Di fronte alla crisi della società liberale, forse anche per disperazione e pentimento, qualcuno ricomincia a parlare di Marx. E' possibile riscoprirlo?
«Marx è stato uno dei più significativi pensatori del XIX secolo, può continuare a essere letto, e reinterpretato. Farlo non significa necessariamente essere marxisti. Se leggi Hegel, non per questo sei hegeliano. Può ancora essere utilizzato? La questione è aperta. Ho un atteggiamento ambivalente nei suoi confronti, credo che sinistra» si per certi versi sì, e per altri no. La sua descrizione del capitalismo è ancora molto valida, ma ciò che disse a proposito del collasso del capitalismo, della rivoluzione proletaria, della società comunista, è irrilevante».

È stato difficile vivere e fare filosofia lontano dal suo Paese?
«Sono stata lontano dal mio Paese dal '79 all'89. Dieci anni non sono granché. È stato più difficile fare filosofia quando vivevo "nel" mio Paese, perché non ero libera di frequentare biblioteche, discutere. Parlare di "Paese" è comunque più importante dal punto di vista politico che filosofico, la filosofia è qualcosa di molto generale. Se vai a Teheran, in Cina, trovi persone interessate agli stessi problemi che ci sono a New York o Londra.
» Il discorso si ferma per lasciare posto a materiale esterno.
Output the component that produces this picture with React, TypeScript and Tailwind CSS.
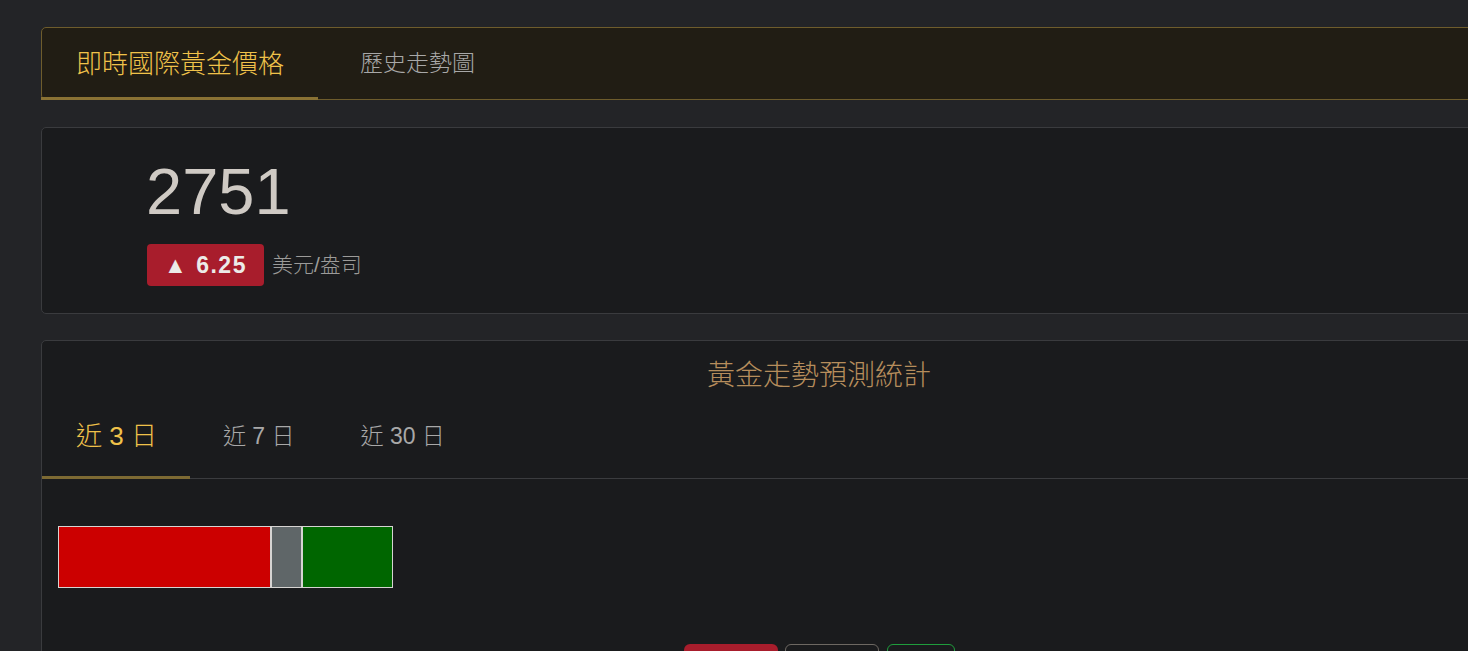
import React from "react";

const FONT = { fontFamily: '"Liberation Sans", "Noto Sans CJK TC", sans-serif' };

export default function App() {
  return (
    <div className="w-[1468px] h-[651px] overflow-hidden bg-[#232427] font-light" style={FONT}>
      <div className="pt-[27px] pl-[41px] flex flex-col w-[1597px]">
        {/* Card 1: top tabs */}
        <div className="h-[73px] border border-[#6e5c2c] rounded-l-[5px] bg-[#211d14] flex items-stretch">
          <div className="relative flex items-center px-[34px] text-[26px] text-[#f0c24a] leading-none">
            即時國際黃金價格
            <div className="absolute left-[-1px] right-0 bottom-[-1px] h-[3px] bg-[#8a7234]" />
          </div>
          <div className="flex items-center pl-[42px] text-[23px] text-[#a8a8a8] leading-none">
            歷史走勢圖
          </div>
        </div>

        {/* Card 2: price */}
        <div className="mt-[27px] h-[187px] border border-[#3a3b3e] rounded-l-[5px] bg-[#1a1b1d] pl-[104px] pt-[31px]">
          <div className="text-[65px] leading-none text-[#cfcac4] font-normal">2751</div>
          <div className="mt-[20px] flex items-center gap-[8px]">
            <div className="ml-[1px] h-[42px] px-[17px] rounded-[4px] bg-[#a81d2c] flex items-center text-[23px] font-bold text-[#ecebe8] tracking-[1.5px]">
              ▲ 6.25
            </div>
            <div className="text-[21px] text-[#9c9b99]">美元/盎司</div>
          </div>
        </div>

        {/* Card 3: statistics */}
        <div className="mt-[26px] border border-[#3a3b3e] rounded-l-[5px] bg-[#1a1b1d] h-[400px]">
          <div className="mt-[17px] h-[36px] flex items-center justify-center text-[28px] text-[#b68d5c] leading-none">
            黃金走勢預測統計
          </div>
          <div className="h-[85px] flex items-stretch border-b border-[#3b3c3f]">
            <div className="relative flex items-center pl-[34px] pr-[33px] text-[26px] text-[#f0c24a] leading-none">
              近 3 日
              <div className="absolute left-0 right-0 bottom-[-1px] h-[3px] bg-[#7d6a33]" />
            </div>
            <div className="flex items-center pl-[33px] pr-[33px] text-[23px] text-[#a8a8a8] leading-none">近 7 日</div>
            <div className="flex items-center px-[33px] text-[23px] text-[#a8a8a8] leading-none">近 30 日</div>
          </div>
          <div className="pl-[16px] pt-[47px]">
            <div className="w-[335px] h-[62px] border border-[#d6d4d2] flex">
              <div className="w-[211px] bg-[#cc0000]" />
              <div className="w-[2px] bg-[#d6d4d2]" />
              <div className="w-[29px] bg-[#5f6668]" />
              <div className="w-[2px] bg-[#d6d4d2]" />
              <div className="flex-1 bg-[#006600]" />
            </div>
          </div>
          <div className="mt-[56px] flex justify-center gap-[7px]">
            <div className="w-[94px] h-[38px] rounded-[6px] bg-[#a81d2c]" />
            <div className="w-[94px] h-[38px] rounded-[6px] border border-[#6d6862]" />
            <div className="ml-[1px] w-[68px] h-[38px] rounded-[6px] border border-[#1f9d3c]" />
          </div>
        </div>
      </div>
    </div>
  );
}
La forma specifica nel "mio Paese" è politica, perché non sono solo una filosofa, sono anche una cittadina. Interagisco con la società civile nella quale vivo, con i miei simili. Amo avere contatti con gli altri. Sono molto presente nei mass media, dove cerco di usare un linguaggio poco filosofico per essere compresa da tutti».

Il filosofo può cambiare il mondo?
«Forse è meglio che non abbia l'ambizione di farlo, nelle società bolsceviche ci sono stati esempi e s'è visto com'è andata a finire».

Nella sua lezione di oggi, a Torino, sul corpo, lei sfiora i temi che la appassionano da decenni, i bisogni emotivi, le relazione tra gli esseri umani...
«Da Aristotele, che ha lodato l'autokephalos, l'uomo che non ha bisogno di altri uomini, fino a Kant, che ci consigliò di abbandonare i nostri sentimenti e di obbedire solamente al comando della "ragion pura pratica" dentro di noi, la perfetta autonomia di ogni singolo essere umano è stata concepita come l'apice della perfezione. Ma lo è? La maggior parte dei filosofi concorda sul fatto che non possa esserlo e che, quand'anche lo fosse, non si potrebbe sapere se essa sia stata veramente raggiunta. Quello che voglio dire è diverso: la perfetta autonomia individuale trasformerebbe gli esseri umani in mostri».